For a comparison of Donor Advised Funds and Private Foundations, see the National Philanthropic Trust's website outlining the difference between the two.

One Recent Notable Expatriation:  In 2011, Eduardo Saverin, Co-founder of Facebook, expatriated and paid the expatriation tax, estimated to be 15% of (53 million shares of Facebook at $50/share) or an estimated $397,500,000.  However, the Wall Street Journal estimated that Saverin saved about $700 million in taxes otherwise due to the U.S. Government by expatriating.

Donor Advised Funds:  Additionally, as noted by the Wall Street Journal, there is an increase level of activity by Americans prior to the close of the year.  In summarizing the WSJ article, Paul Caron's TaxProfBlog states that donors associated with Schwab Charitable have put more than $693 million into new and existing accounts between Thanksgiving and December 18, which represents a 20% increase over the same period in 2015.

The WSJ article speculates that the cause is President-elect Donald Trump and Republicans' proposal to limit the value of charitable deductions in 2017 and onward by either lowering tax rates or limiting the deductibility of charitable gifts.  The WSJ also notes that a recent boost to markets may also have contributed to this recent surge.

So what is a Donor Advised Fund?  IRS describes the Donor Advised Fund as: 

a separately identified fund or account that is maintained and operated by a section 501(c)(3) organization, which is called a sponsoring organization.
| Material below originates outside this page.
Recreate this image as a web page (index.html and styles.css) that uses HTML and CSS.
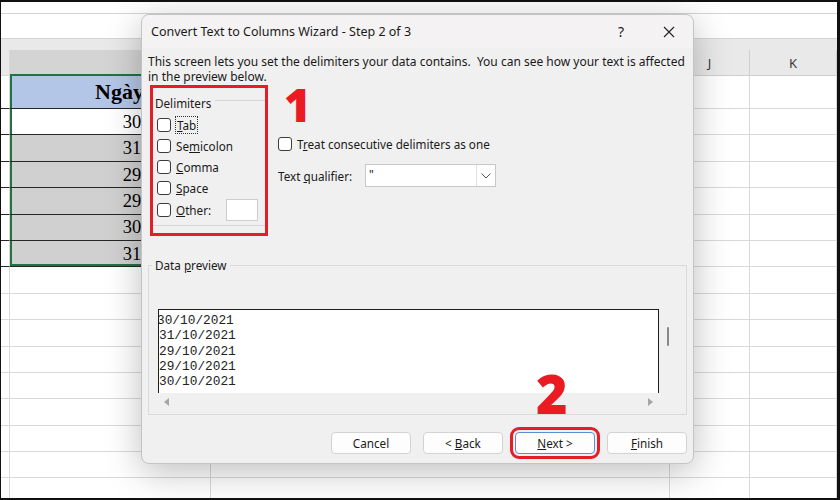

Each account is composed of contributions made by individual donors. Once the donor makes the contribution, the organization has legal control over it. However, the donor, or the donor’s representative, retains advisory privileges with respect to the distribution of funds and the investment of assets in the account.
— Internal Revenue Service

IRS has in the past warned against using Donor Advised Funds because promoters of Donor Advised Funds had allowed taxpayer to misuse the Donor Advised Funds to claim charitable deductions while retaining control over the donated property.  See 2005 IRS Dirty Dozen.  Since this pronouncement and the passage of Pension Protection Act of 2006 (which Congress legally defined donor-advised funds and provided the IRS with tools to enforce the usage of Donor Advised Funds) IRS has since removed the Donor Advised Funds from its Dirty Dozen Lists, but lists fake charities as a Dirty Dozen for 2016.

Conclusion:  So why are people leaving the U.S. in record numbers and donating to their Donor Advised Funds in record numbers?  Simple, to avoid taxes, or to preserve deductions prior to the new administration's removal or reduction of the charitable deduction.
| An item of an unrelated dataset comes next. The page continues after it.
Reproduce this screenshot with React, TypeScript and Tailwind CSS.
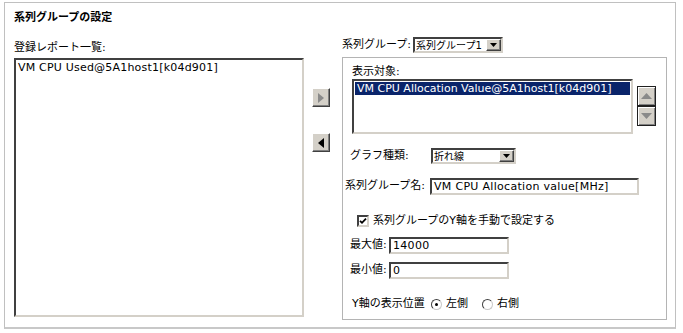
const inset =
  "border-2 border-t-[#404040] border-l-[#404040] border-r-[#d4d0c8] border-b-[#d4d0c8] bg-white";
const raised =
  "border border-t-white border-l-white border-r-[#404040] border-b-[#404040] bg-[#d4d0c8] shadow-[inset_-1px_-1px_0_#808080]";

const DropButton = () => (
  <div className={`w-[15px] h-full flex items-center justify-center ${raised}`}>
    <svg width="7" height="4" viewBox="0 0 7 4">
      <path d="M0 0h7L3.5 4z" fill="#000" />
    </svg>
  </div>
);

const Select = ({ value, width }: { value: string; width: string }) => (
  <div className={`flex h-[16px] ${width} ${inset}`}>
    <div className="flex-1 text-[10px] leading-[12px] pl-[1px] pt-[1px] overflow-hidden whitespace-nowrap">{value}</div>
    <DropButton />
  </div>
);

const TextBox = ({ value, width }: { value: string; width: string }) => (
  <div className={`h-[17px] ${width} ${inset} pl-[2px] leading-[13px] tracking-[0.3px] whitespace-nowrap`}>
    {value}
  </div>
);

const ArrowButton = ({ dir, enabled }: { dir: "left" | "right"; enabled: boolean }) => (
  <div className={`w-[18px] h-[19px] flex items-center justify-center ${raised}`}>
    <svg width="6" height="10" viewBox="0 0 6 10">
      {dir === "right" ? (
        <path d="M0 0v10l6-5z" fill={enabled ? "#000" : "#8a8a8a"} />
      ) : (
        <path d="M6 0v10L0 5z" fill={enabled ? "#000" : "#8a8a8a"} />
      )}
    </svg>
  </div>
);

const UpDown = ({ dir }: { dir: "up" | "down" }) => (
  <div className="w-[19px] h-[20px] border border-[#202020] bg-[#d4d0c8] flex items-center justify-center shadow-[inset_1px_1px_0_#fff,inset_-1px_-1px_0_#808080]">
    <svg width="11" height="6" viewBox="0 0 11 6">
      {dir === "up" ? (
        <path d="M0 6h11L5.5 0z" fill="#8a8a8a" />
      ) : (
        <path d="M0 0h11L5.5 6z" fill="#8a8a8a" />
      )}
    </svg>
  </div>
);

const Radio = ({ checked }: { checked: boolean }) => (
  <div className="w-[11px] h-[11px] rounded-full border border-t-[#404040] border-l-[#404040] border-r-[#c8c8c8] border-b-[#c8c8c8] bg-white flex items-center justify-center">
    {checked && <div className="w-[3px] h-[3px] rounded-full bg-black" />}
  </div>
);

export default function App() {
  return (
    <div className="w-[683px] h-[333px] bg-white pl-[4px] pt-[2px] text-[11px] text-black font-['DejaVu_Sans','Noto_Sans_CJK_JP',sans-serif]">
      <div className="w-[672px] h-[327px] border border-[#c0c0c0] border-b-2 border-b-[#c8c8c8] pl-[9px] pt-[8px]">
        <div className="font-bold h-[14px] leading-[14px]">系列グループの設定</div>

        <div className="flex mt-[12px]">
          {/* left list */}
          <div className="flex flex-col mt-[4px]">
            <div className="h-[14px] leading-[14px]">登録レポート一覧:</div>
            <div className={`mt-[3px] w-[290px] h-[259px] ${inset} pl-[2px] pt-[1px] leading-[14px] tracking-[0.2px] whitespace-nowrap`}>
              VM CPU Used@5A1host1[k04d901]
            </div>
          </div>

          {/* move buttons */}
          <div className="flex flex-col ml-[8px] mt-[51px] gap-[26px]">
            <ArrowButton dir="right" enabled={false} />
            <ArrowButton dir="left" enabled={true} />
          </div>

          {/* right side */}
          <div className="flex flex-col ml-[12px] w-[325px]">
            <div className="flex items-center h-[16px]">
              <div className="w-[71px] whitespace-nowrap">系列グループ:</div>
              <Select value="系列グループ1" width="w-[90px]" />
            </div>

            <div className="mt-[4px] w-[325px] h-[263px] border border-[#b4b4b4] pl-[2px] pt-[7px]">
              <div className="pl-[7px] h-[14px] leading-[14px]">表示対象:</div>
              <div className="flex pl-[7px]">
                <div className={`w-[281px] h-[55px] ${inset} p-[1px]`}>
                  <div className="h-[13px] bg-[#0a246a] text-white leading-[13px] pl-[2px] whitespace-nowrap">
                    VM CPU Allocation Value@5A1host1[k04d901]
                  </div>
                </div>
                <div className="flex flex-col ml-[4px] mt-[7px]">
                  <UpDown dir="up" />
                  <UpDown dir="down" />
                </div>
              </div>

              <div className="flex items-center mt-[14px] pl-[5px]">
                <div className="w-[81px]">グラフ種類:</div>
                <Select value="折れ線" width="w-[85px]" />
              </div>

              <div className="flex items-center mt-[13px]">
                <div className="w-[85px] whitespace-nowrap">系列グループ名:</div>
                <TextBox value="VM CPU Allocation value[MHz]" width="w-[209px]" />
              </div>

              <div className="flex items-center mt-[20px] pl-[12px] h-[13px]">
                <div className={`w-[12px] h-[12px] ${inset} flex items-center justify-center`}>
                  <svg width="8" height="8" viewBox="0 0 8 8">
                    <path d="M1 3.8l2 2L7 1.6" stroke="#000" strokeWidth="1.8" fill="none" />
                  </svg>
                </div>
                <div className="ml-[4px]">系列グループのY軸を手動で設定する</div>
              </div>

              <div className="flex items-center mt-[9px] pl-[5px]">
                <div className="w-[39px]">最大値:</div>
                <TextBox value="14000" width="w-[120px]" />
              </div>

              <div className="flex items-center mt-[8px] pl-[5px]">
                <div className="w-[39px]">最小値:</div>
                <TextBox value="0" width="w-[120px]" />
              </div>

              <div className="flex items-center mt-[19px] pl-[7px] h-[14px]">
                <div className="w-[79px] whitespace-nowrap">Y軸の表示位置</div>
                <Radio checked={true} />
                <div className="ml-[4px]">左側</div>
                <div className="ml-[14px]">
                  <Radio checked={false} />
                </div>
                <div className="ml-[4px]">右側</div>
              </div>
            </div>
          </div>
        </div>
      </div>
    </div>
  );
}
If you know anyone that has expatriated but has failed to pay their exit tax, in excess of $2,000,000, or is misusing their Donor Advised Fund to take charitable deductions that they are not otherwise permitted to in excess of $2,000,000, you should consider filing a tax whistleblower claim.  Or if you know of someone who isn't paying their taxes in excess of $2,000,000 you should also consider filing a claim.  Contact us to discuss filing your claim.  As a reminder, the IRS is willing to pay 15-30% of the tax, penalties, interest, and other amounts collected based on a whistleblower's substantial and credible information.
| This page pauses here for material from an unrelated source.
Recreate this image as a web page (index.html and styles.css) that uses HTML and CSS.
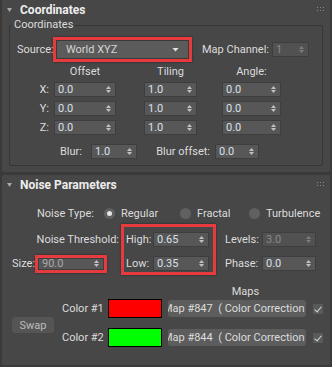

Pfizer and the Inversion Debate.

As everyone is aware, America will lose another company in 2016 to Ireland with the closing of the Pfizer – Allergan inversion.  See Bloomberg article.  With the inversion (See this Fortune article for more information about inversions), Pfizer will relocate its corporate headquarters to Ireland and continue its long standing policy of transferring profits from the U.S. to a lower tax jurisdiction.  Pfizer’s move will continue a trend of U.S. companies playing the shell game with its U.S. sourced profits through transfer pricing.  See these Bloomberg articles regarding profit shifting to avoid taxes and  the U.S. corporate tax-dodge

The obvious question about such a move is: What happened to President Obama’s and Treasury Secretary’s, Jacob J. Lew, position that the US would try and prevent future inversions (See Forbes article for more information of the Treasury Regulations) in response to Pfizer’s first failed attempt to invert by purchasing Astra Zeneca?  (Note: see Bloomberg article about Pfizer’s attempt to acquire Astra Zeneca).  As stated by the Wall Street Journal, the Treasury’s efforts failed to prevent US inversions or foreign corporations from acquiring US corporations. 

So how does the U.S. solve the problem given the ineffectiveness of the changes to the Treasury Regulations?  Possible solutions could be: 1. To lower the corporate tax rate in the United States; or 2. A Tax Holiday.  See Congressional Research Service’s article: Corporate Expatriation, Inversion and Mergers: Tax Issues for a discussion of the solutions proposed to solve the inversion problem.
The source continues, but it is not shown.